(Exercise details)
Gather from the listing below each line that includes the word "React", and copy it.

[Rows from a dataset of pages and code]
========================================================================
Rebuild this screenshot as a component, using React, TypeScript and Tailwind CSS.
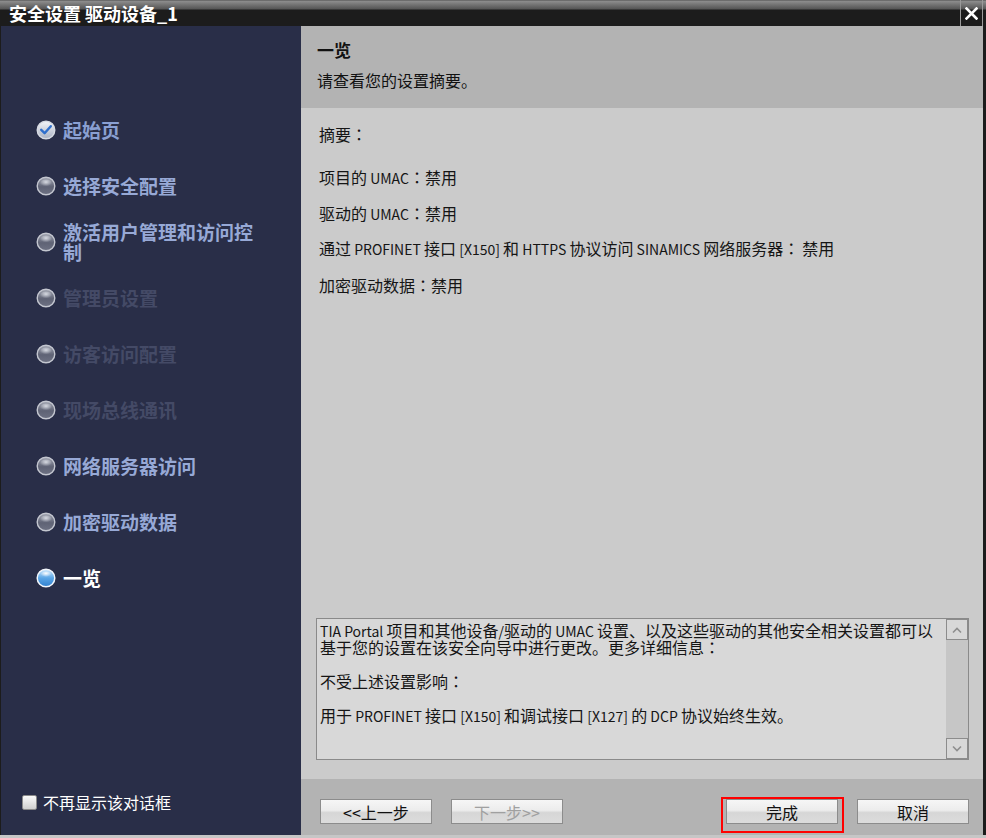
import React from "react";

type Kind = "done" | "off" | "active";

function Orb({ kind }: { kind: Kind }) {
  if (kind === "off") {
    return (
      <svg width="20" height="20" viewBox="0 0 20 20" className="shrink-0">
        <defs>
          <linearGradient id="offg" x1="0" y1="0" x2="0" y2="1">
            <stop offset="0" stopColor="#a3a7b3" />
            <stop offset="0.55" stopColor="#5f6375" />
            <stop offset="1" stopColor="#6d7183" />
          </linearGradient>
          <radialGradient id="offh" cx="0.5" cy="0.35" r="0.55">
            <stop offset="0" stopColor="#e0e3ea" stopOpacity="0.9" />
            <stop offset="1" stopColor="#e0e3ea" stopOpacity="0" />
          </radialGradient>
        </defs>
        <circle cx="10" cy="10" r="8.8" fill="url(#offg)" stroke="#c4c7d0" strokeWidth="1.4" />
        <ellipse cx="10" cy="7.2" rx="5.8" ry="3.8" fill="url(#offh)" />
      </svg>
    );
  }
  if (kind === "done") {
    return (
      <svg width="20" height="20" viewBox="0 0 20 20" className="shrink-0">
        <defs>
          <linearGradient id="doneg" x1="0" y1="0" x2="0" y2="1">
            <stop offset="0" stopColor="#f4f6fa" />
            <stop offset="1" stopColor="#a9b1c2" />
          </linearGradient>
        </defs>
        <circle cx="10" cy="10" r="8.8" fill="url(#doneg)" stroke="#d7dbe3" strokeWidth="1.4" />
        <path d="M5.2 9.8 L8.6 13.2 L14.8 6.2" fill="none" stroke="#2f6fcc" strokeWidth="2.4" strokeLinecap="round" strokeLinejoin="round" />
      </svg>
    );
  }
  return (
    <svg width="20" height="20" viewBox="0 0 20 20" className="shrink-0">
      <defs>
        <linearGradient id="actg" x1="0" y1="0" x2="0" y2="1">
          <stop offset="0" stopColor="#d4ecff" />
          <stop offset="0.5" stopColor="#5aa6e6" />
          <stop offset="1" stopColor="#2f7fce" />
        </linearGradient>
        <radialGradient id="acth" cx="0.5" cy="0.3" r="0.5">
          <stop offset="0" stopColor="#ffffff" stopOpacity="0.95" />
          <stop offset="1" stopColor="#ffffff" stopOpacity="0" />
        </radialGradient>
      </defs>
      <circle cx="10" cy="10" r="8.8" fill="url(#actg)" stroke="#f2f6fb" strokeWidth="1.5" />
      <ellipse cx="10" cy="6.8" rx="5.6" ry="3.4" fill="url(#acth)" />
    </svg>
  );
}

const steps: { label: string; kind: Kind; color: string }[] = [
  { label: "起始页", kind: "done", color: "text-[#8aa0d2]" },
  { label: "选择安全配置", kind: "off", color: "text-[#97a9d6]" },
  { label: "激活用户管理和访问控制", kind: "off", color: "text-[#97a9d6]" },
  { label: "管理员设置", kind: "off", color: "text-[#444a66]" },
  { label: "访客访问配置", kind: "off", color: "text-[#444a66]" },
  { label: "现场总线通讯", kind: "off", color: "text-[#444a66]" },
  { label: "网络服务器访问", kind: "off", color: "text-[#97a9d6]" },
  { label: "加密驱动数据", kind: "off", color: "text-[#97a9d6]" },
  { label: "一览", kind: "active", color: "text-white" },
];

// Render mixed text: Latin runs slightly narrower, full-width colon centred.
function T({ s }: { s: string }) {
  const parts = s.match(/[A-Za-z0-9 \[\]\/_.<>]+|：|[^A-Za-z0-9 \[\]\/_.<>：]+/g) || [];
  return (
    <>
      {parts.map((p, i) => {
        if (p === "：")
          return (
            <span key={i} className="font-['Noto_Sans_CJK_JP',sans-serif] leading-none">
              ：
            </span>
          );
        if (/^[A-Za-z0-9 \[\]\/_.<>]+$/.test(p))
          return (
            <span key={i} className="text-[14px] leading-none">
              {p}
            </span>
          );
        return (
          <span key={i} className="leading-none">
            {p}
          </span>
        );
      })}
    </>
  );
}

function Btn({ children, disabled }: { children: React.ReactNode; disabled?: boolean }) {
  return (
    <div
      className={`flex h-[25px] w-[112px] items-center justify-center border border-[#8c8c8c] bg-[linear-gradient(to_bottom,#f6f6f6_0%,#ececec_45%,#d6d6d6_55%,#dcdcdc_100%)] text-[16px] leading-none ${
        disabled ? "text-[#a0a0a0]" : "text-[#111111]"
      }`}
    >
      {children}
    </div>
  );
}

function Chevron({ up }: { up?: boolean }) {
  return (
    <svg width="12" height="8" viewBox="0 0 12 8">
      <path
        d={up ? "M2 6.5 L6 2.5 L10 6.5" : "M2 1.5 L6 5.5 L10 1.5"}
        fill="none"
        stroke="#8e8e8e"
        strokeWidth="1.6"
      />
    </svg>
  );
}

export default function App() {
  return (
    <div className="flex h-[838px] w-[986px] flex-col overflow-hidden border-b-[3px] border-[#c6c6c6] bg-[#1c1c1c] font-['Noto_Sans_CJK_SC','Noto_Sans',sans-serif]">
      {/* Title bar */}
      <div className="flex h-[26px] shrink-0 items-stretch bg-[linear-gradient(to_bottom,#4a4a4a_0px,#8e8e8e_1px,#6a6a6a_6px,#555555_9px,#1c1c1c_10px,#1c1c1c_100%)]">
        <div className="flex-1 pl-[9px] text-[18px] font-bold leading-[26px] text-white">安全设置 驱动设备_1</div>
        <div className="mr-[3px] flex w-[23px] items-center justify-center border-x border-[#9a9a9a]">
          <svg width="13" height="13" viewBox="0 0 13 13">
            <path d="M1.5 1.5 L11.5 11.5 M11.5 1.5 L1.5 11.5" stroke="#ffffff" strokeWidth="2.6" strokeLinecap="square" />
          </svg>
        </div>
      </div>

      {/* Main */}
      <div className="flex h-[809px] pl-px pr-[3px]">
        {/* Sidebar */}
        <div className="flex w-[300px] shrink-0 flex-col bg-[#292e48]">
          <div className="flex flex-col pl-[35px] pt-[76px]">
            {steps.map((s, i) => (
              <div key={i} className="flex h-[56px] items-center gap-[7px]">
                <Orb kind={s.kind} />
                <div className={`w-[200px] text-[19px] font-bold leading-[20px] ${s.color}`}>{s.label}</div>
              </div>
            ))}
          </div>
          <div className="mt-auto flex items-center gap-[6px] pb-[23px] pl-[21px]">
            <div className="h-[15px] w-[15px] rounded-[2px] border border-[#8a8a8a] bg-[linear-gradient(to_bottom,#fafafa,#cfcfcf)]" />
            <div className="text-[16px] leading-[20px] text-white">不再显示该对话框</div>
          </div>
        </div>

        {/* Right */}
        <div className="flex flex-1 flex-col">
          <div className="h-[82px] shrink-0 bg-[#b3b3b3] pl-4">
            <div className="pt-[14px] text-[17px] font-bold leading-[20px] text-[#111111]">一览</div>
            <div className="mt-[10px] text-[16px] leading-[20px] text-[#111111]">请查看您的设置摘要。</div>
          </div>

          <div className="flex h-[671px] flex-col bg-[#cbcbcb]">
            <div className="pl-[18px] pt-4 text-[16px] leading-[20px] text-[#151515]">
              <div className="h-[20px]"><T s="摘要：" /></div>
              <div className="mt-[23px] h-[20px]"><T s="项目的 UMAC：禁用" /></div>
              <div className="mt-4 h-[20px]"><T s="驱动的 UMAC：禁用" /></div>
              <div className="mt-[15px] h-[20px]"><T s="通过 PROFINET 接口 [X150] 和 HTTPS 协议访问 SINAMICS 网络服务器： 禁用" /></div>
              <div className="mt-[17px] h-[20px]"><T s="加密驱动数据：禁用" /></div>
            </div>

            <div className="mb-[19px] ml-[15px] mt-auto flex h-[142px] w-[653px] border border-[#8a8a8a] bg-[#d8d8d8]">
              <div className="flex-1 overflow-hidden whitespace-nowrap pl-[3px] pt-[3px] text-[16px] leading-[17px] text-[#151515]">
                <div className="h-[17px]"><T s="TIA Portal 项目和其他设备/驱动的 UMAC 设置、以及这些驱动的其他安全相关设置都可以" /></div>
                <div className="h-[17px]"><T s="基于您的设置在该安全向导中进行更改。更多详细信息：" /></div>
                <div className="h-[17px]" />
                <div className="h-[17px]"><T s="不受上述设置影响：" /></div>
                <div className="h-[17px]" />
                <div className="h-[17px]"><T s="用于 PROFINET 接口 [X150] 和调试接口 [X127] 的 DCP 协议始终生效。" /></div>
              </div>
              <div className="flex w-[22px] flex-col bg-[#c6c6c6]">
                <div className="flex h-[21px] items-center justify-center border border-[#8c8c8c] bg-[#d8d8d8]">
                  <Chevron up />
                </div>
                <div className="flex-1" />
                <div className="flex h-[21px] items-center justify-center border border-[#8c8c8c] bg-[#d8d8d8]">
                  <Chevron />
                </div>
              </div>
            </div>
          </div>

          <div className="flex h-[56px] shrink-0 justify-between bg-[#b3b3b3] pl-[19px] pr-[14px] pt-5">
            <div className="flex gap-[19px]">
              <Btn>&lt;&lt;上一步</Btn>
              <Btn disabled>下一步&gt;&gt;</Btn>
            </div>
            <div className="flex gap-[19px]">
              <div className="relative">
                <Btn>完成</Btn>
                <div className="pointer-events-none absolute left-[-5px] top-[-2px] h-[36px] w-[123px] border-2 border-[#ff0000]" />
              </div>
              <Btn>取消</Btn>
            </div>
          </div>
        </div>
      </div>
    </div>
  );
}
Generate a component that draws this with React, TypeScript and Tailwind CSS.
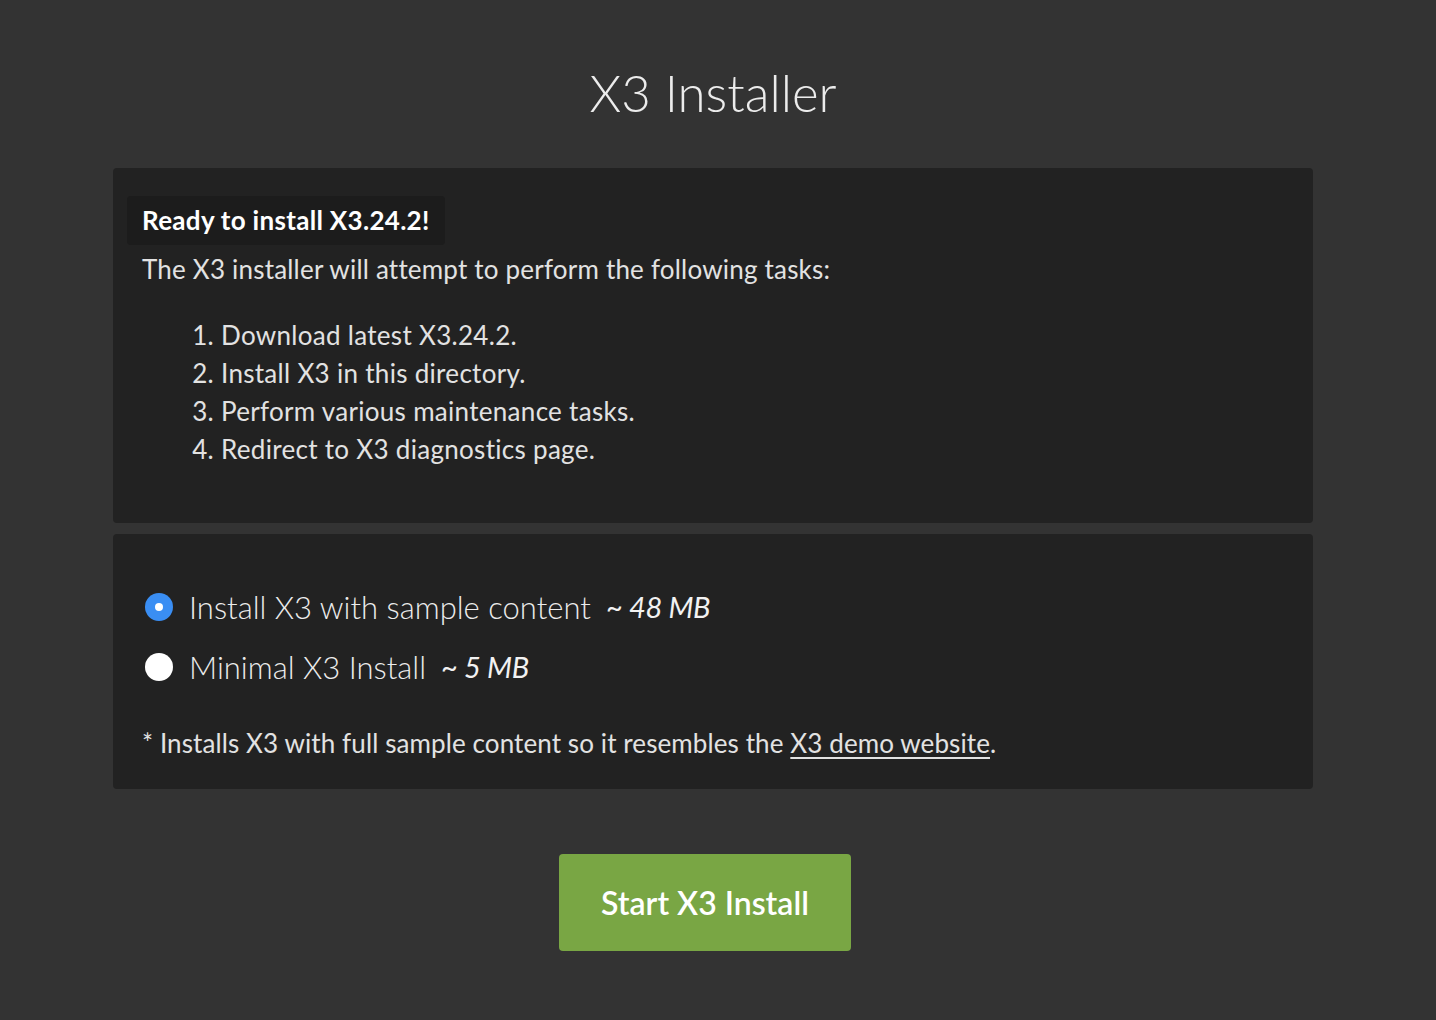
========================================================================
(Answer to this exercise)
Rebuild this screenshot as a component, using React, TypeScript and Tailwind CSS.
import React from "react";
function Btn({ children, disabled }: { children: React.ReactNode; disabled?: boolean }) {
Generate a component that draws this with React, TypeScript and Tailwind CSS.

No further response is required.